Another interesting detail, is the "umbrella" cloth cover over the front cowling. This is a "fix" unique to the 1917 model Ts. The brass era hood formers (including the 1915/'16) held the hood forward of the firewall more than an inch, allowing rainwater to drip forward of the wooden firewall where the ignition posts come through. From the beginning, there was always some exposure to wetness from the passenger side of the firewall, and with the 1915/'16 firewall hood former and new cowling, some amount of water would even slip down between the cowling onto the back side of the firewall. But usually, it didn't get wet enough to cause serious trouble with the ignition. But for 1917, when Ford put the hood on top of the firewall? All of a sudden, rain would run off the windshield, head down the slope of the cowl, and right under the back edge of the loose fitting hood onto the face of the firewall. It didn't take long for complaints of fouling ignition once the winter rains began shortly after the introduction of the new styled 1917 models.
I have seen accessory catalogs from 1917 offering these "umbrellas" to hook onto the cowl lamp brackets and tuck under or tie down over the hood in such a way as to divert the water away from the front of the firewall and coil posts.
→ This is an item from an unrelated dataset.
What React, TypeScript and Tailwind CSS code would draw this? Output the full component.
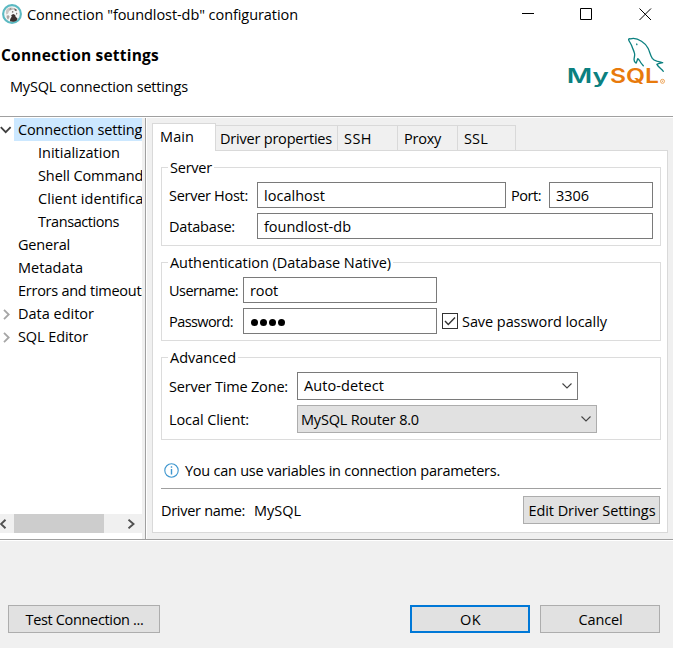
import { useLayoutEffect, useRef, useState } from "react";
import type { ReactNode } from "react";

/** Text tracked so that its line takes up `w` pixels. */
function Label({ children, w, className = "" }: { children: string; w: number; className?: string }) {
  const ref = useRef<HTMLSpanElement>(null);
  const [spacing, setSpacing] = useState(0);
  useLayoutEffect(() => {
    const el = ref.current;
    if (el) setSpacing((w - el.getBoundingClientRect().width) / children.length);
  }, []);
  return (
    <span ref={ref} className={`inline-block shrink-0 whitespace-pre ${className}`} style={{ letterSpacing: `${spacing}px` }}>
      {children}
    </span>
  );
}

function Group({ title, w, className, children }: { title: string; w: number; className: string; children: ReactNode }) {
  return (
    <section className={`relative ml-2 w-[500px] border border-[#dcdcdc] pl-[7px] ${className}`}>
      <h2 className="absolute -top-[12px] left-[6px] flex h-[23px] items-center bg-white px-[2px]">
        <Label w={w}>{title}</Label>
      </h2>
      {children}
    </section>
  );
}

function Field({ value, w, className }: { value: string; w: number; className: string }) {
  return (
    <div className={`flex h-[26px] shrink-0 items-center border border-[#7a7a7a] bg-white pt-[2px] pl-[6px] ${className}`}>
      <Label w={w}>{value}</Label>
    </div>
  );
}

function Button({ label, w, className }: { label: string; w: number; className: string }) {
  return (
    <button className={`flex h-7 items-center justify-center bg-[#e1e1e1] pt-[2px] pl-px ${className}`}>
      <Label w={w}>{label}</Label>
    </button>
  );
}

function Caret() {
  return (
    <svg className="mr-[5px] ml-auto shrink-0" width="10" height="6" viewBox="0 0 10 6" fill="none" stroke="#444" strokeWidth="1.1">
      <path d="M.5.5 5 5 9.500.5" />
    </svg>
  );
}

function AppIcon() {
  return (
    <svg className="mt-1 ml-[2px] shrink-0" width="20" height="20" viewBox="0 0 20 20">
      <circle cx="10" cy="10" r="8.900" fill="#f5f6f5" stroke="#5bb9c2" strokeWidth="2.100" />
      <path d="M4.500 5.500C6 3.700 8.500 3.300 10.500 3.700c2.200.1 4 1.300 4.800 3l-1.600.2-1.300-1.300-3 .3L7 7.300l-1 2.500-1.600.8c-.7-1.700-.6-3.700.1-5.100z" fill="#c9c6c4" />
      <path d="M7 5.200l2-.9.4 1.300zM12.300 4.300l2.500 1.400-.6 1.500-1.500-.7z" fill="#6b625e" />
      <path d="M8 17.300c0-2 .6-3.300 1.700-4.500l-.5-1.600 2-1.200 2 1 .4 1.800 1.900 1.700-.7 2c-2 1.500-4.500 1.600-6.800.8z" fill="#3b302e" />
      <path d="M4.700 11.500l2-.3 1 1.600-1.600 3c-1-.9-1.700-2.300-1.400-4.300z" fill="#aaa5a3" />
      <path d="M10 7.200l1.500.2-.3 1.200-1.300-.2zM14 8.500l1.400 1-.8 1.400z" fill="#544946" />
    </svg>
  );
}

function MySqlLogo() {
  return (
    <svg className="mt-[5px] mr-[7px] shrink-0" width="98" height="54" viewBox="0 -1 98 54">
      <g fill="none" stroke="#0b8080" strokeWidth="1.300" strokeLinejoin="round" strokeLinecap="round">
        <path d="M75.300 27.800C73.900 26.300 72.500 24.500 71.500 22.500L69.900 20.600c-.9 1.500-1 3.200-1.800 4.500-1.500-.8-2.200-2.400-2-4.200.2-2 .9-3.700.4-5.600-.6-2.500-1.800-4.600-2.600-7-.8-2.300-2.300-4.200-3.200-6.400C60.300.9 61.400.5 62.500.9c3.700-1.200 7.600.2 11 2.400 3 1.900 5.300 4.200 6.700 7.200 1.500 3.200 2.100 6.700 4.100 9.900 1.200 1.700 2.800 2.200 4.500 2.700 2 .4 4.200.7 5.900 1.600-1.900.6-3.900.7-5.800 1.700 1.500 2.700 4.500 4.500 6.400 6.900" />
        <path d="M68.700 6l.2.700" />
      </g>
      <g fontFamily="Inter, 'Open Sans', sans-serif" fontSize="19.800" fontWeight="600">
        <text x="-1.200" y="45.200" textLength="42" lengthAdjust="spacingAndGlyphs" fill="#0b8080">My</text>
        <text x="42" y="45.200" textLength="49" lengthAdjust="spacingAndGlyphs" fill="#e87a0c">SQL</text>
      </g>
      <circle cx="94.500" cy="43.300" r="2" fill="none" stroke="#eda458" strokeWidth="1" />
      <circle cx="94.500" cy="43.300" r=".7" fill="#eda458" />
    </svg>
  );
}

function TreeItem({ label, w, indent, arrow, selected }: { label: string; w: number; indent?: boolean; arrow?: "open" | "closed"; selected?: boolean }) {
  return (
    <li className="flex h-[23px] overflow-hidden">
      <span className="flex w-[14px] shrink-0 items-center">
        {arrow === "open" && (
          <svg width="12" height="8" viewBox="0 0 12 8" fill="none" stroke="#404040" strokeWidth="1.800">
            <path d="M.8 1.200 5.700 6.200 10.600 1.200" />
          </svg>
        )}
        {arrow === "closed" && (
          <svg className="mt-[2px] ml-[3px]" width="7" height="11" viewBox="0 0 7 11" fill="none" stroke="#a6a6a6" strokeWidth="1.800">
            <path d="M1 .8 5.700 5.500 1 10.200" />
          </svg>
        )}
      </span>
      <span className={`flex grow items-center ${indent ? "pl-6" : "pl-1"} ${selected ? "bg-[#cce8ff]" : ""}`}>
        <Label w={w}>{label}</Label>
      </span>
    </li>
  );
}

function Tab({ label, w, className }: { label: string; w: number; className: string }) {
  return (
    <div className={`flex h-[25px] items-center border-t border-r border-[#d9d9d9] bg-[#f0f0f0] pt-[2px] ${className}`}>
      <Label w={w}>{label}</Label>
    </div>
  );
}

export default function App() {
  return (
    <div className="flex h-[648px] w-[673px] flex-col overflow-hidden bg-[#f0f0f0] font-['Open_Sans','Noto_Sans',sans-serif] text-[14.500px] leading-[22px] text-black">
      <header className="h-[116px] shrink-0 bg-white">
        <div className="flex h-8">
          <AppIcon />
          <Label w={271} className="mt-1 ml-[5px]">{'Connection "foundlost-db" configuration'}</Label>
          <svg className="mt-[7px] mr-[21px] ml-auto" width="130" height="14" viewBox="0 0 130 14" fill="none" stroke="#000">
            <path d="M0 6.500h12M58.500 1.500h11v11h-11zM117.500 1.500l11.500 11.500M129 1.500 117.500 13" />
          </svg>
        </div>
        <div className="flex justify-between">
          <div className="flex flex-col items-start">
            <Label w={158} className="mt-3 ml-px text-[15.500px] font-bold">Connection settings</Label>
            <Label w={178} className="mt-[10px] ml-[10px]">MySQL connection settings</Label>
          </div>
          <MySqlLogo />
        </div>
      </header>

      <main className="flex h-[425px] shrink-0 border-t border-b border-t-[#a0a0a0] border-b-white">
        <div className="flex grow border-t border-b border-t-white border-b-[#a0a0a0]">
          <nav className="flex w-[142px] shrink-0 flex-col overflow-hidden bg-white">
            <ul>
              <TreeItem label="Connection settings" w={131} arrow="open" selected />
              <TreeItem label="Initialization" w={82} indent />
              <TreeItem label="Shell Commands" w={112} indent />
              <TreeItem label="Client identification" w={132} indent />
              <TreeItem label="Transactions" w={81} indent />
              <TreeItem label="General" w={52} />
              <TreeItem label="Metadata" w={65} />
              <TreeItem label="Errors and timeouts" w={130} />
              <TreeItem label="Data editor" w={76} arrow="closed" />
              <TreeItem label="SQL Editor" w={70} arrow="closed" />
            </ul>
            <div className="mt-auto mb-[6px] flex h-[19px] items-center bg-[#f0f0f0]">
              <svg className="shrink-0" width="14" height="10" viewBox="0 0 14 10" fill="none" stroke="#505050" strokeWidth="1.900">
                <path d="M5.500.7 1 5l4.500 4.300" />
              </svg>
              <div className="h-full w-[90px] bg-[#cdcdcd]" />
              <svg className="ml-6" width="7" height="10" viewBox="0 0 7 10" fill="none" stroke="#505050" strokeWidth="1.900">
                <path d="M.5.7 5.500 5 .5 9.300" />
              </svg>
            </div>
          </nav>
          <div className="ml-[3px] w-[2px] shrink-0 border-l border-[#a0a0a0] bg-white" />

          <div className="ml-[5px] flex w-[516px] flex-col pt-[5px]">
            <div className="z-10 -mb-px flex h-7 items-end">
              <div className="flex h-7 w-16 items-center border-t border-x border-[#d9d9d9] bg-white pb-px pl-[7px]">
                <Label w={34}>Main</Label>
              </div>
              <div className="mb-px flex">
                <Tab label="Driver properties" w={112} className="w-[122px] pl-1" />
                <Tab label="SSH" w={28} className="w-[60px] pl-[6px]" />
                <Tab label="Proxy" w={37} className="w-[60px] pl-[6px]" />
                <Tab label="SSL" w={24} className="w-[58px] pl-[6px]" />
              </div>
            </div>
            <div className="h-[383px] border border-[#d9d9d9] bg-white">
              <Group title="Server" w={42} className="mt-4 h-[79px] pt-[14px]">
                <div className="flex h-[26px] items-center">
                  <Label w={79} className="mt-[2px] mr-[9px]">Server Host:</Label>
                  <Field value="localhost" w={61} className="w-[249px]" />
                  <Label w={30} className="mt-[2px] mr-2 ml-[5px]">Port:</Label>
                  <Field value="3306" w={33} className="w-[104px]" />
                </div>
                <div className="mt-[5px] flex h-[26px] items-center">
                  <Label w={66} className="mt-[2px] mr-[22px]">Database:</Label>
                  <Field value="foundlost-db" w={87} className="w-[396px]" />
                </div>
              </Group>
              <Group title="Authentication (Database Native)" w={221} className="mt-4 h-[79px] pt-[14px]">
                <div className="flex h-[26px] items-center">
                  <Label w={69} className="mt-[2px] mr-[5px]">Username:</Label>
                  <Field value="root" w={28} className="w-[194px]" />
                </div>
                <div className="mt-[5px] flex h-[26px] items-center">
                  <Label w={64} className="mt-[2px] mr-[10px]">Password:</Label>
                  <div className="flex h-[26px] w-[194px] items-center gap-[2px] border border-[#7a7a7a] pt-[3px] pl-[7px]">
                    {[0, 1, 2, 3].map((i) => (
                      <i key={i} className="size-[7px] rounded-full bg-black" />
                    ))}
                  </div>
                  <div className="mr-1 ml-[5px] flex size-4 items-center justify-center border border-[#333]">
                    <svg width="12" height="10" viewBox="0 0 12 10" fill="none" stroke="#333" strokeWidth="1.400">
                      <path d="M1 5l3.300 3.500L11 1.500" />
                    </svg>
                  </div>
                  <Label w={145} className="mt-[2px]">Save password locally</Label>
                </div>
              </Group>
              <Group title="Advanced" w={66} className="mt-4 h-[83px] pt-[14px]">
                <div className="flex h-7 items-center">
                  <Label w={119} className="mt-[2px] mr-[9px]">Server Time Zone:</Label>
                  <div className="flex h-7 w-[281px] items-center border border-[#7a7a7a] pl-[6px]">
                    <Label w={80}>Auto-detect</Label>
                    <Caret />
                  </div>
                </div>
                <div className="mt-[5px] flex h-7 items-center">
                  <Label w={80} className="mt-[2px] mr-12">Local Client:</Label>
                  <div className="flex h-7 w-[300px] items-center border border-[#adadad] bg-[#e1e1e1] pl-[3px]">
                    <Label w={118} className="mt-[2px]">MySQL Router 8.0</Label>
                    <Caret />
                  </div>
                </div>
              </Group>
              <div className="mt-[19px] ml-3 flex h-[22px] items-center">
                <svg className="mr-[5px] -ml-px" width="15" height="15" viewBox="0 0 15 15" fill="none" stroke="#3f97cf">
                  <circle cx="7.500" cy="7.500" r="6.700" strokeWidth="1.100" />
                  <path d="M7.500 3.200v1.600M7.500 6v5.500" strokeWidth="1.400" />
                </svg>
                <Label w={315} className="mt-[2px] ml-px">You can use variables in connection parameters.</Label>
              </div>
              <div className="mt-[7px] ml-2 flex w-[500px] border-t border-[#a0a0a0] pt-[7px]">
                <Label w={84} className="mt-1">Driver name:</Label>
                <Label w={47} className="mt-1 ml-[9px]">MySQL</Label>
                <Button label="Edit Driver Settings" w={127} className="mr-px ml-auto w-[137px] border border-[#adadad]" />
              </div>
            </div>
          </div>
        </div>
      </main>

      <footer className="mt-16 flex pl-2">
        <Button label="Test Connection ..." w={118} className="w-[152px] border border-[#adadad]" />
        <Button label="OK" w={21} className="ml-[250px] w-[120px] border-2 border-[#0078d7]" />
        <Button label="Cancel" w={44} className="ml-[10px] w-[120px] border border-[#adadad]" />
      </footer>
    </div>
  );
}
Ford fairly quickly added a rain gutter over the top of the firewall. That rain fouling of the ignition is basically unique to the 1917 model year Ts. So, usually, If you notice one of those covers over the cowling, it will be a 1917.
I have however, seen a few examples of Ts with the rain gutter firewall and the "umbrella". I suspect sort of a "belt and suspenders" thing.